One last step onto a small patch of snow-covered ground at the edge of the road and in the next instant I am on my knees on the hidden ice. Spasm after spasm grips my back. My entire body trembles. I cannot move at all for several minutes. Kneeling on the ice in the chill breeze, my whole body is pain.

Now there is intense awareness of each step. Any mindless distraction produces immediate, intense pain. Focus on the step, not on the other side of the room. Just this step. Not on what to fix for lunch. Not analyzing. Just walking. Walking mediation. Pure. Mind!

However, the mind is ever changing and is often asking. In particular, when confronted with pain and suffering, the question asked is often “why”. All too often the question becomes “why me”. Why me becomes “why was this bad thing done to me”. While prior unkind actions may warrant some sort of eventual punishment, one doesn’t have to go beyond the proximate mind states of anger, distraction and inattention to see the causes for the fall and the pain.

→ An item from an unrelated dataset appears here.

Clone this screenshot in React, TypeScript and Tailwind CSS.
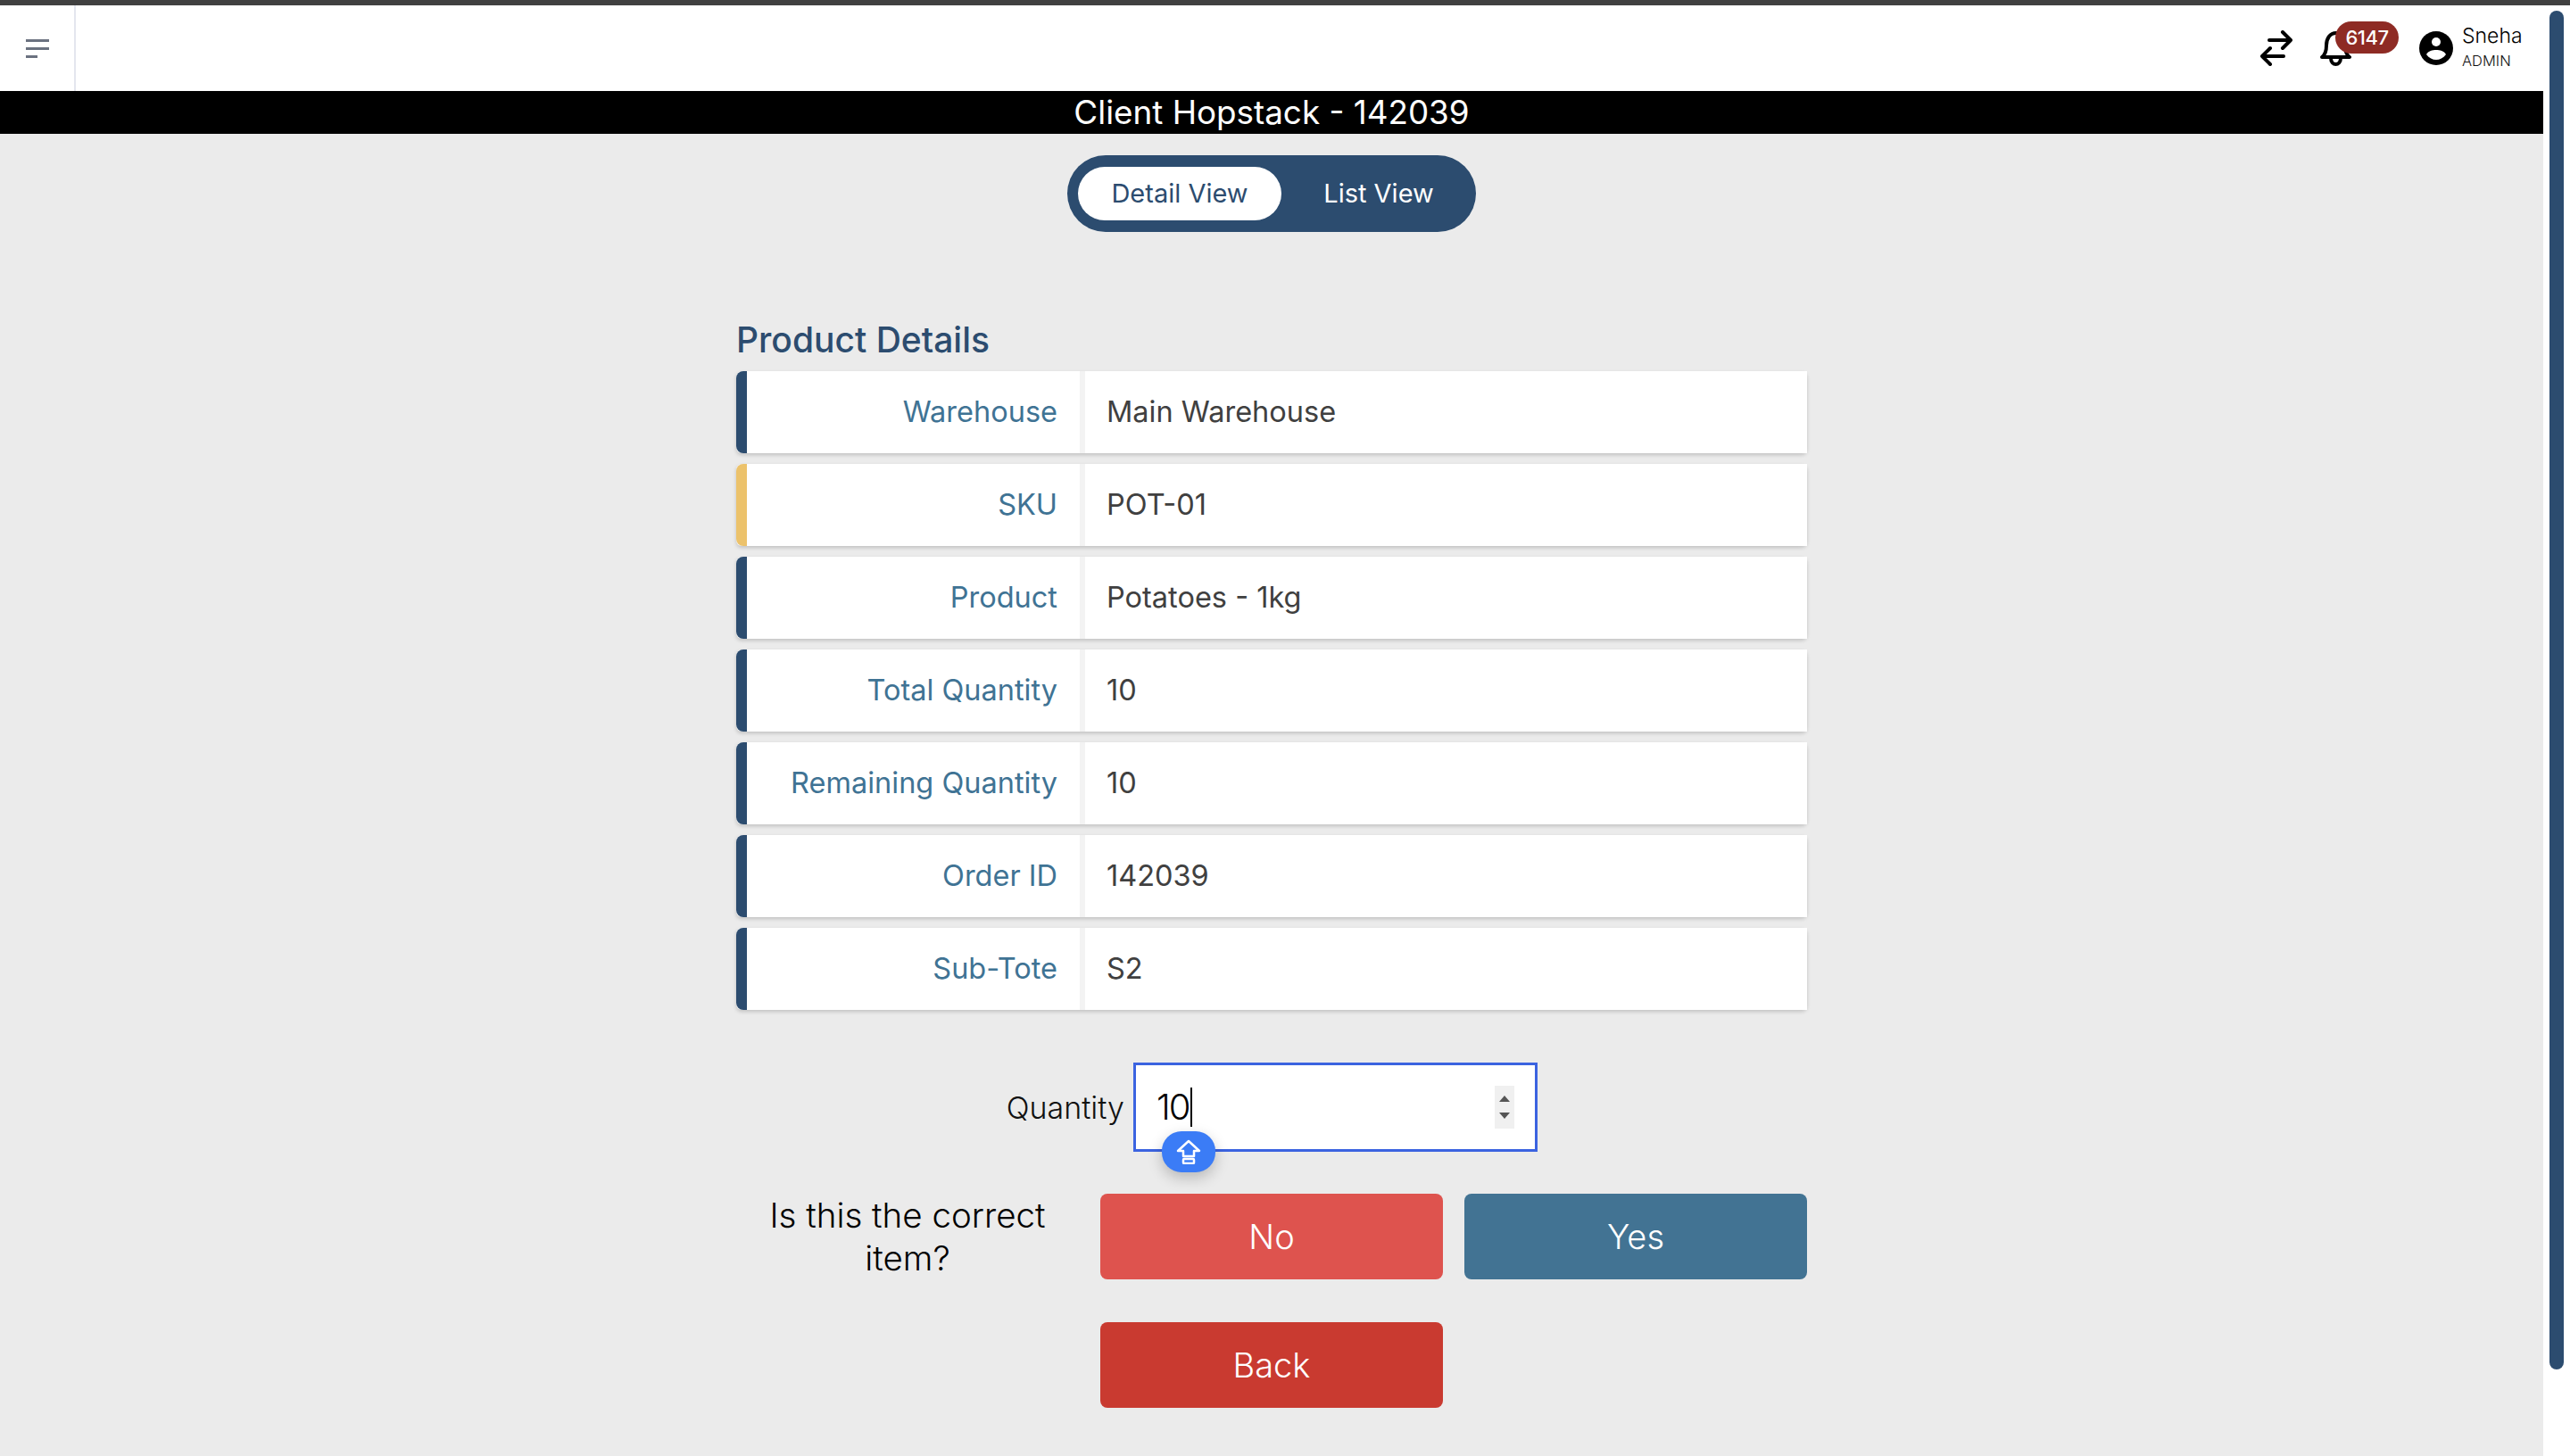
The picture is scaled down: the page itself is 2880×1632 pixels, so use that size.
import React from 'react';

interface DetailRow {
  label: string;
  value: string;
  accent?: boolean;
}

const rows: DetailRow[] = [
  { label: 'Warehouse', value: 'Main Warehouse' },
  { label: 'SKU', value: 'POT-01', accent: true },
  { label: 'Product', value: 'Potatoes - 1kg' },
  { label: 'Total Quantity', value: '10' },
  { label: 'Remaining Quantity', value: '10' },
  { label: 'Order ID', value: '142039' },
  { label: 'Sub-Tote', value: 'S2' },
];

const Header = () => (
  <div className="flex h-[96px] items-stretch bg-white">
    <div className="flex w-[85px] flex-col justify-center gap-[6px] border-r-2 border-[#e4e6ee] pl-[29px]">
      <div className="h-[3px] w-[26px] bg-[#6b7280]" />
      <div className="h-[3px] w-[26px] bg-[#6b7280]" />
      <div className="h-[3px] w-[13px] bg-[#6b7280]" />
    </div>
    <div className="flex flex-1 items-center justify-end pr-[25px]">
      {/* swap */}
      <svg width="36" height="40" viewBox="0 0 36 40" fill="none" stroke="black" strokeWidth="4" strokeLinecap="round" strokeLinejoin="round">
        <path d="M10 11H34M25 2L34 11L25 20" />
        <path d="M26 29H2M11 20L2 29L11 38" />
      </svg>
      {/* bell + badge */}
      <div className="relative ml-[31px] mr-[76px] h-[40px] w-[35px]">
        <svg width="35" height="40" viewBox="0 0 35 40" fill="none" stroke="black" strokeWidth="4" strokeLinecap="round" strokeLinejoin="round">
          <path d="M2 30C6 27 7 22 7 17C7 9 11 3 18 3C25 3 28 9 28 17C28 22 29 27 33 30Z" />
          <path d="M12 31C12 36 15 38 17.500 38C20 38 23 36 23 31" />
        </svg>
        <div className="absolute left-[17px] top-[-10px] flex h-[36px] w-[71px] items-center justify-center rounded-full bg-[#8e2b24] text-[22px] font-medium tracking-[-0.5px] text-white">
          6147
        </div>
      </div>
      {/* user */}
      <svg width="38" height="38" viewBox="0 0 38 38">
        <circle cx="19" cy="19" r="19" fill="black" />
        <circle cx="19" cy="12" r="5" fill="white" />
        <path d="M8 26C10 22 15 21 19 21C23 21 28 22 30 26C27 30 23 32 19 32C15 32 11 30 8 26Z" fill="white" />
      </svg>
      <div className="ml-[10px] mb-[6px] flex w-[66px] flex-col">
        <span className="text-[23px] font-light leading-[32px] text-black">Sneha</span>
        <span className="mt-[2px] text-[16.500px] font-light leading-[20px] text-[#111]">ADMIN</span>
      </div>
    </div>
  </div>
);

const ViewToggle = () => (
  <div className="mt-[24px] flex h-[86px] w-[458px] items-center self-center rounded-[43px] bg-[#2c4c6f] pl-[12px] text-[29px]">
    <div className="flex h-[60px] w-[228px] items-center justify-center rounded-[30px] bg-white text-[#2c4c6f]">
      Detail View
    </div>
    <div className="flex w-[218px] items-center justify-center text-white">List View</div>
  </div>
);

const ShiftBadge = () => (
  <div className="absolute left-[29px] top-[74px] flex h-[46px] w-[60px] items-center justify-center rounded-[22px] bg-[#3b7cf6] shadow-[0_6px_16px_rgba(0,0,0,0.22)]">
    <svg width="28" height="28" viewBox="0 0 28 28" fill="none" stroke="white" strokeWidth="2.500" strokeLinejoin="round">
      <path d="M14 2L26 13H20V19H8V13H2Z" />
      <rect x="8" y="22" width="12" height="5" rx="1" />
    </svg>
  </div>
);

export default function App() {
  return (
    <div className="flex h-[1632px] w-[2880px] flex-col overflow-hidden bg-white font-['Inter',sans-serif]">
      <div className="h-[6px] bg-[#404040]" />
      <div className="flex min-h-0 flex-1">
        <div className="flex w-[2850px] flex-col">
          <Header />
          <div className="flex h-[48px] items-center justify-center bg-black text-[36.800px] text-white">
            Client Hopstack - 142039
          </div>
          <div className="flex flex-1 flex-col bg-[#ebebeb]">
            <ViewToggle />
            <div className="mx-auto flex w-[1200px] flex-col">
              <h2 className="mt-[92px] mb-[7px] text-[39px] font-medium leading-[57px] text-[#2c4c6f]">Product Details</h2>
              <div className="flex flex-col gap-[12px]">
                {rows.map((row) => (
                  <div key={row.label} className="flex h-[92px] gap-[6px] rounded-[6px] bg-[#f3f3f3] text-[32.500px] shadow-[0_2px_4px_rgba(0,0,0,0.18)]">
                    <div className={`flex w-[385px] items-center justify-end rounded-l-[8px] border-l-[12px] bg-white pr-[25px] text-[#3f7394] ${row.accent ? 'border-[#ecc26b]' : 'border-[#2c4c6f]'}`}>
                      {row.label}
                    </div>
                    <div className="flex flex-1 items-center bg-white pl-[24px] text-[#404040]">{row.value}</div>
                  </div>
                ))}
              </div>

              <div className="mt-[59px] flex h-[100px] items-center">
                <div className="w-[445px] pr-[10px] text-right text-[34px] font-light text-[#111]">Quantity</div>
                <div className="relative flex h-[100px] w-[453px] items-center justify-between border-[3px] border-[#3b63e0] bg-white pl-[23px] pr-[23px]">
                  <div className="flex items-center text-[40px] font-light tracking-[-2px] text-black">
                    10
                    <span className="ml-[2px] h-[44px] w-[2px] bg-black" />
                  </div>
                  <div className="flex h-[48px] w-[22px] flex-col items-center justify-center gap-[12px] bg-[#f0f0f0]">
                    <svg width="12" height="7" viewBox="0 0 12 7"><path d="M6 0L12 7H0Z" fill="#555" /></svg>
                    <svg width="12" height="7" viewBox="0 0 12 7"><path d="M6 7L12 0H0Z" fill="#555" /></svg>
                  </div>
                  <ShiftBadge />
                </div>
              </div>

              <div className="mt-[47px] flex gap-[24px]">
                <div className="flex w-[384px] items-center justify-center text-center text-[38.500px] font-light leading-[48px] text-black">
                  <span className="w-[330px]">Is this the correct item?</span>
                </div>
                <button className="h-[96px] w-[384px] rounded-[8px] bg-[#de534e] text-[38px] font-light text-white">No</button>
                <button className="h-[96px] w-[384px] rounded-[8px] bg-[#427393] text-[38px] font-light text-white">Yes</button>
              </div>
              <div className="mt-[48px] flex pl-[408px]">
                <button className="h-[96px] w-[384px] rounded-[8px] bg-[#c93a30] text-[38px] font-light text-white">Back</button>
              </div>
            </div>
          </div>
        </div>
        <div className="flex w-[30px] justify-center bg-white pt-[6px] pb-[97px]">
          <div className="h-full w-[16px] rounded-full bg-[#2c4c6f]" />
        </div>
      </div>
    </div>
  );
}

This is karma in real time. It is also the opportunity to look directly at cause and effect without the potential obfuscation of the “why me”. The pain becomes a gift: it is a wake up. It abruptly and forcefully takes one out of egocentric distractions and reveries. Karma has been described as that wonderful phenomenon that ensures every time you make a mistake,  you ultimately return to that same situation so that you have an opportunity to get it right, and that this recurs indefatigably until you do get it right.

The question then arises; how do you “get it right?” Focusing on the judgment that whatever happened is bad karma, that it was the result of a failure, that “I deserve the punishment” tends to reinforce the image of a separate self. Thinking of pain or misfortune is a payment for a prior misdeed that must be worked off like an old debt tends to reinforce the sense of independent self rather than fracture the bonds of ego.  And yet the lesson must be learned. The unhealthy habits and actions must be extinguished. Understanding the causes insofar as they can even be remembered and understood may be helpful on one level. Clearly if there are unresolved interpersonal issues, anger and resentment will recur and so working on the interpersonal issues which lead to the anger is indeed important.  But there is more than psychoanalysis. It becomes necessary to live the lesson. In part this happens by living through the “unfortunate” circumstances which have evolved in a very immediate, intimate and non-attached way. The walking with pain meditation keeps one from fantasizing, from being caught up in anger, thoughts of retaliation, dawdling and day dreaming.  All these distractions are just let go as you focus on just this step.

And so the question of whether this is good karma or bad karma is irrelevant. It doesn’t matter whether we used to blow up small animals with firecrackers or offered up our own flesh so that starving creatures might eat. What is important is the karma of this instant…this moment just as it is….no judgements. What is demanded of us is to respond as fully as we can right now, actualizing our understanding of the way, of ourselves, as best we can. Just this immediate, continuous practice. Our future karma will take care of itself. It is is not a matter of coming home, of realizing Self, of improving character, of overcoming shortcomings with analysis….it is just this one step!